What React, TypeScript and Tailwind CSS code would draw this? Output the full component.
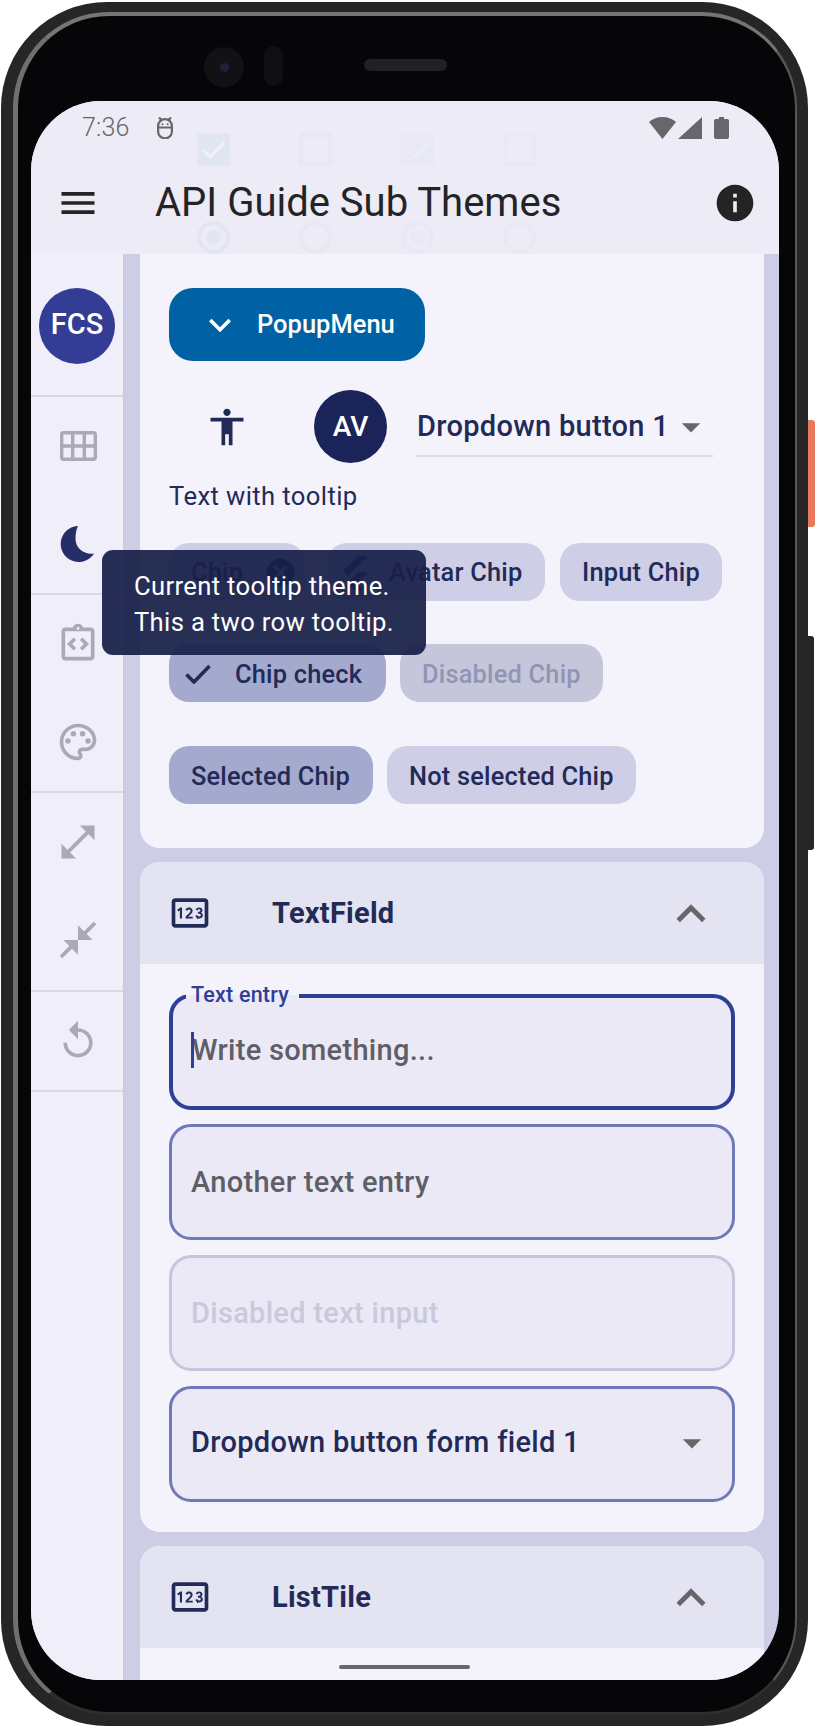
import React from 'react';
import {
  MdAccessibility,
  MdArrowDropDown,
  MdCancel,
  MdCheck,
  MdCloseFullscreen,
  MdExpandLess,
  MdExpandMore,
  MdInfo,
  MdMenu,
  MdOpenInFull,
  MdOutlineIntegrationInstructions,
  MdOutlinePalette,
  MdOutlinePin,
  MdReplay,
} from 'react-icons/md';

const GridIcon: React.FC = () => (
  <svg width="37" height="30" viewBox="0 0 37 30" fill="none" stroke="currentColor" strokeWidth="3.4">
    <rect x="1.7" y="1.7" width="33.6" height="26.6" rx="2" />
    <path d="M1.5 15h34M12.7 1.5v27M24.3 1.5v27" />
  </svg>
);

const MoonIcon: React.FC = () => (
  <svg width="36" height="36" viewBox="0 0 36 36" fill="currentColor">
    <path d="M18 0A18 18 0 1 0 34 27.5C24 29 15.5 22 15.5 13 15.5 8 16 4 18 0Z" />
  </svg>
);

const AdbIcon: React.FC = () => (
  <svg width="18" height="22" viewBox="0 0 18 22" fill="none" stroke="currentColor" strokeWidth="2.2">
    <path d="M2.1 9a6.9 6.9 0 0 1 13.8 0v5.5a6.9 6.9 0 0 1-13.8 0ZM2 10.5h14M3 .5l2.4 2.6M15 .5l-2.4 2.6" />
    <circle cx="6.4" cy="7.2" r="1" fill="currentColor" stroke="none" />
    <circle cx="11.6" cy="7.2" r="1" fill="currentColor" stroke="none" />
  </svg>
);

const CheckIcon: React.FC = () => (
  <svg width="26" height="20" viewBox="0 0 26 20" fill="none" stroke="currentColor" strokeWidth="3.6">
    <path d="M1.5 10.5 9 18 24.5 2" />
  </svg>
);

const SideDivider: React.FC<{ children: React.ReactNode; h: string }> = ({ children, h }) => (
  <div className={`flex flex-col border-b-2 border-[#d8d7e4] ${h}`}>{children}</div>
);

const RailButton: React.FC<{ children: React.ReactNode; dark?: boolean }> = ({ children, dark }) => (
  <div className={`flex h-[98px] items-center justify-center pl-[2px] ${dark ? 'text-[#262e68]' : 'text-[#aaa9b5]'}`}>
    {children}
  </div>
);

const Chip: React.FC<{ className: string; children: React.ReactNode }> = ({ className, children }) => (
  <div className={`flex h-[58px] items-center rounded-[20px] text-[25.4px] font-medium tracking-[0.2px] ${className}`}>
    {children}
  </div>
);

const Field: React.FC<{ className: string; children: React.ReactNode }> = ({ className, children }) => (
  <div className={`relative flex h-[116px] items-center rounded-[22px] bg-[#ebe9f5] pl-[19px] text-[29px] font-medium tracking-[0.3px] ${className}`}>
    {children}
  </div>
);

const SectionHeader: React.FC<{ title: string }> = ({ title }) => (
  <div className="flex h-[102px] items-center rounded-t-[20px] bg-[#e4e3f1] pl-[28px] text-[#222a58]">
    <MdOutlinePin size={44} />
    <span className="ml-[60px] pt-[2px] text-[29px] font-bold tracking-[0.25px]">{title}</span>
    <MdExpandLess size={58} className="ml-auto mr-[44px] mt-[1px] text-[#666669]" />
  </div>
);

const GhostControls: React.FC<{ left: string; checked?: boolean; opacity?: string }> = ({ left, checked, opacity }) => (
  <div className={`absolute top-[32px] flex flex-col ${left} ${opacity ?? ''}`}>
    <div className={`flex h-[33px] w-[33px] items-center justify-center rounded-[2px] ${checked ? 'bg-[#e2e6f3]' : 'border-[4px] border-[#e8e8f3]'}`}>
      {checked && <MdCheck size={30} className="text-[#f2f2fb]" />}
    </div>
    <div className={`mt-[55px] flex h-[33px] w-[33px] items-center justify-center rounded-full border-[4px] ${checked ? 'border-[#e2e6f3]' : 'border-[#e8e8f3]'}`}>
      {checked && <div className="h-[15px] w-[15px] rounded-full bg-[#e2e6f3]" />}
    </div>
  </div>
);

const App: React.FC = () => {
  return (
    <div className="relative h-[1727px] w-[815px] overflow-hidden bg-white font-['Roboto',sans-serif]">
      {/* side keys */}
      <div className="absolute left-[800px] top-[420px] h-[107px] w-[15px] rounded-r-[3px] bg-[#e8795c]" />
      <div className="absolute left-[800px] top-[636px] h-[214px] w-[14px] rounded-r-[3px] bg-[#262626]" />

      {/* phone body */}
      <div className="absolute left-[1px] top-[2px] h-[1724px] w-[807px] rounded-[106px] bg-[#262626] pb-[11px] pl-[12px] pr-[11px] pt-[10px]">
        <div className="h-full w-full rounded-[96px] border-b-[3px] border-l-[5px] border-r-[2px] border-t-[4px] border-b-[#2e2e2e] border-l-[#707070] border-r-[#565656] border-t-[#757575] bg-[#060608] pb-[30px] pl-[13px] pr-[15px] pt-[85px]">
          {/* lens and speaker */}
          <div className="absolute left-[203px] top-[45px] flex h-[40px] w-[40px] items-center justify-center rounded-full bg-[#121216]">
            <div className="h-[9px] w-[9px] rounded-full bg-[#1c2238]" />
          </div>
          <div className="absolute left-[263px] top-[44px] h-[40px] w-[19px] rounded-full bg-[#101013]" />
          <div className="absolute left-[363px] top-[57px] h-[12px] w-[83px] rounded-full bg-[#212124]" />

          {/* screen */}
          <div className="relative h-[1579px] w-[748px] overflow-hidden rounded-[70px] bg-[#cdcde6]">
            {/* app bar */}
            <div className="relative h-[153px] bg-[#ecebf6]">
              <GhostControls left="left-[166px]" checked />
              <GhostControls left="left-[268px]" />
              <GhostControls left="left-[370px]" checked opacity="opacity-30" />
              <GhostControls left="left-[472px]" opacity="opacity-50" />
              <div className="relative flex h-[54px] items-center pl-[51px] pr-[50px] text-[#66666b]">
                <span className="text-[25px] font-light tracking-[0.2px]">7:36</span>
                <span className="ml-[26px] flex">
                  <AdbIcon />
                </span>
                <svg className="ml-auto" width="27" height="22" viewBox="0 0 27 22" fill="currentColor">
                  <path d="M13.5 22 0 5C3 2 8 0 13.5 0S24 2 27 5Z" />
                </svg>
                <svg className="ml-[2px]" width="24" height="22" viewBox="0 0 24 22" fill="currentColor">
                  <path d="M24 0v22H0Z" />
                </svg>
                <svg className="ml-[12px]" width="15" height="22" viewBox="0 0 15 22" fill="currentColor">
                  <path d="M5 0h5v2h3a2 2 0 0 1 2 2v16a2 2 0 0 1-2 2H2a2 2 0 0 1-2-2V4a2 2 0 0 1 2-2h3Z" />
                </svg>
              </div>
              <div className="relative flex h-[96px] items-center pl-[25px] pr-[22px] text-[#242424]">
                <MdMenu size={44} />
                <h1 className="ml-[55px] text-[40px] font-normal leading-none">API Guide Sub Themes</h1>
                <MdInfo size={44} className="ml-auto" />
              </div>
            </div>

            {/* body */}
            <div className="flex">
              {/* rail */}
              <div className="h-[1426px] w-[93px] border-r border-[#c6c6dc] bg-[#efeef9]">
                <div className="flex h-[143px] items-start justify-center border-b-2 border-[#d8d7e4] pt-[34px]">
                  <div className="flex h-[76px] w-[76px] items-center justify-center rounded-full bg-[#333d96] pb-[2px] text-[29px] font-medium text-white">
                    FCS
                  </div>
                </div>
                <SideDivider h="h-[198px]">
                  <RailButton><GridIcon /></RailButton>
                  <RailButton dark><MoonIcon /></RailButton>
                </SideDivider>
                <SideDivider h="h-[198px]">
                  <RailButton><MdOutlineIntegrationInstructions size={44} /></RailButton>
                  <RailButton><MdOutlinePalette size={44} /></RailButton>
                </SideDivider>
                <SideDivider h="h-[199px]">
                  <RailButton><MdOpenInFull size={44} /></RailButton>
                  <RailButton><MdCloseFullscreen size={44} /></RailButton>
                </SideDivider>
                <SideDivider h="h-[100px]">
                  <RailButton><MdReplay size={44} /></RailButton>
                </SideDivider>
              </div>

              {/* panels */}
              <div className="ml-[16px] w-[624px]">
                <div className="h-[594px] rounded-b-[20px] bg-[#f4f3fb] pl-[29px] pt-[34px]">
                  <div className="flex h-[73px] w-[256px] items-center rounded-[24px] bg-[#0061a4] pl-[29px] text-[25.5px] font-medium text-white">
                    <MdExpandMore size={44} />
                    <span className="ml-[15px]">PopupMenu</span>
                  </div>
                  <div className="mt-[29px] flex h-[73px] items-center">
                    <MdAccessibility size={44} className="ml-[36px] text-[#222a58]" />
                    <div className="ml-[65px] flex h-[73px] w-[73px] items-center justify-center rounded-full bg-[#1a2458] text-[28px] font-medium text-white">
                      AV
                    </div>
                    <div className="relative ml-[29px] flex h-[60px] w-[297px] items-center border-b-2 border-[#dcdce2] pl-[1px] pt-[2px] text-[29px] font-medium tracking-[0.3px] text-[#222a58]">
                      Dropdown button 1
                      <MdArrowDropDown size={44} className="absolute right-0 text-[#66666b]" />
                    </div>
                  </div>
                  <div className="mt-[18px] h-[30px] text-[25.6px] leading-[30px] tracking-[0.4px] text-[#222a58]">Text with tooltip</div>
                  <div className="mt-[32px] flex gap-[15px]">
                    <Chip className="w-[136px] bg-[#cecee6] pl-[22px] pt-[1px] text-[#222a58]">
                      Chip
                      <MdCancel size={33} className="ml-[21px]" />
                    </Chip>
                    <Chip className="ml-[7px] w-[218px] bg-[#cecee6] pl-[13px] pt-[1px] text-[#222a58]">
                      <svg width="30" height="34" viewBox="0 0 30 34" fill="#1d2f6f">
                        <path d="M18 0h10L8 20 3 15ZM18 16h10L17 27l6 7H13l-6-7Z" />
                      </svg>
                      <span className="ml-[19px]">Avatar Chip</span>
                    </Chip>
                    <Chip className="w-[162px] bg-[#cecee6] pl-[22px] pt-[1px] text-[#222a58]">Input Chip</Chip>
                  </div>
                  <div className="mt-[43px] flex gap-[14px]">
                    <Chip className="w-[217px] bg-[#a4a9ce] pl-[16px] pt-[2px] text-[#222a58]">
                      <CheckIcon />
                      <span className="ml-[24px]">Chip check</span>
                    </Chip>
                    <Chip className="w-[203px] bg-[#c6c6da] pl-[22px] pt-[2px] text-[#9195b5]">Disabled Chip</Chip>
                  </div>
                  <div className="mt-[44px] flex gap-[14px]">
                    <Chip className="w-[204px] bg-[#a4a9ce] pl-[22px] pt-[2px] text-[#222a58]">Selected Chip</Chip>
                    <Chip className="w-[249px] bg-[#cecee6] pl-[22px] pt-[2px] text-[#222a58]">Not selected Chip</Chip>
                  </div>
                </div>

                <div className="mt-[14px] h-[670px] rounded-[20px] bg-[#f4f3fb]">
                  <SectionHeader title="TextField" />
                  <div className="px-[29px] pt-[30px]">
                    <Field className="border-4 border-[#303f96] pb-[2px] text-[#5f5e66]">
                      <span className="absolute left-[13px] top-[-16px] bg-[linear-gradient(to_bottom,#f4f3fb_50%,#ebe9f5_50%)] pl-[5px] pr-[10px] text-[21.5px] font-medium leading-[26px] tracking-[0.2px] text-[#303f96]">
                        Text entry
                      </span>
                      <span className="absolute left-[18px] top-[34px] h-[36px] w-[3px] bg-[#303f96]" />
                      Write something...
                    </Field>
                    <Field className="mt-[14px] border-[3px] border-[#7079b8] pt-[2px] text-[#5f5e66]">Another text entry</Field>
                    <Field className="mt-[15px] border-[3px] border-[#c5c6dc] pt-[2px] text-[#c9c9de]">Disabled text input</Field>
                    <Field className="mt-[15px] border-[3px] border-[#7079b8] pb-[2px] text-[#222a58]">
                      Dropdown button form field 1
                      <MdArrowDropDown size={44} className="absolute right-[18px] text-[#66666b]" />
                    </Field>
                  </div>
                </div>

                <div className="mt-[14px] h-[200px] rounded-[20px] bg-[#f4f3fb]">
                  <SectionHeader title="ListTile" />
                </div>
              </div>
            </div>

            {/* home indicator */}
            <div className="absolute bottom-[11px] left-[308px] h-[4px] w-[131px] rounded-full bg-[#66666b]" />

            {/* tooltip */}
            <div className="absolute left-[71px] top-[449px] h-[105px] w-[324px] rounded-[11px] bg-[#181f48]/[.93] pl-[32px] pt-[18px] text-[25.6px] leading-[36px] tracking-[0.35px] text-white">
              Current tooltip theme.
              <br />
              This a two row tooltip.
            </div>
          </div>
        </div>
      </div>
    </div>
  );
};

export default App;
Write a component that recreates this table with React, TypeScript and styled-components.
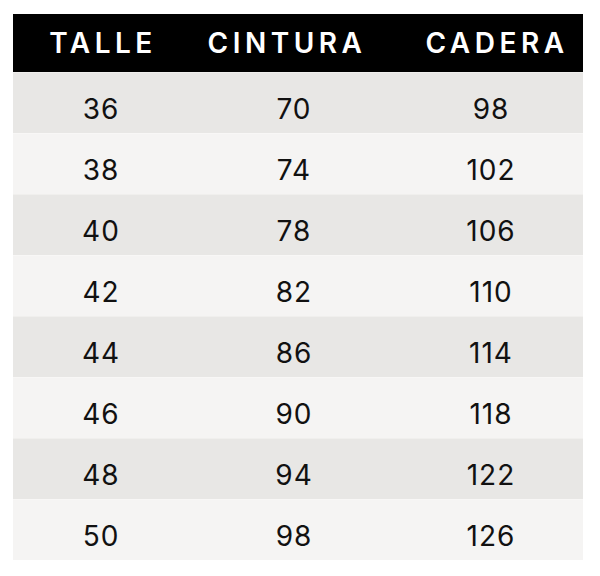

■ ■ ■ ■

--- Description of the task ---
Where a line of the records above holds the word "Write", copy that line.

--- Output ---
                      Write something...
Write a component that recreates this table with React, TypeScript and styled-components.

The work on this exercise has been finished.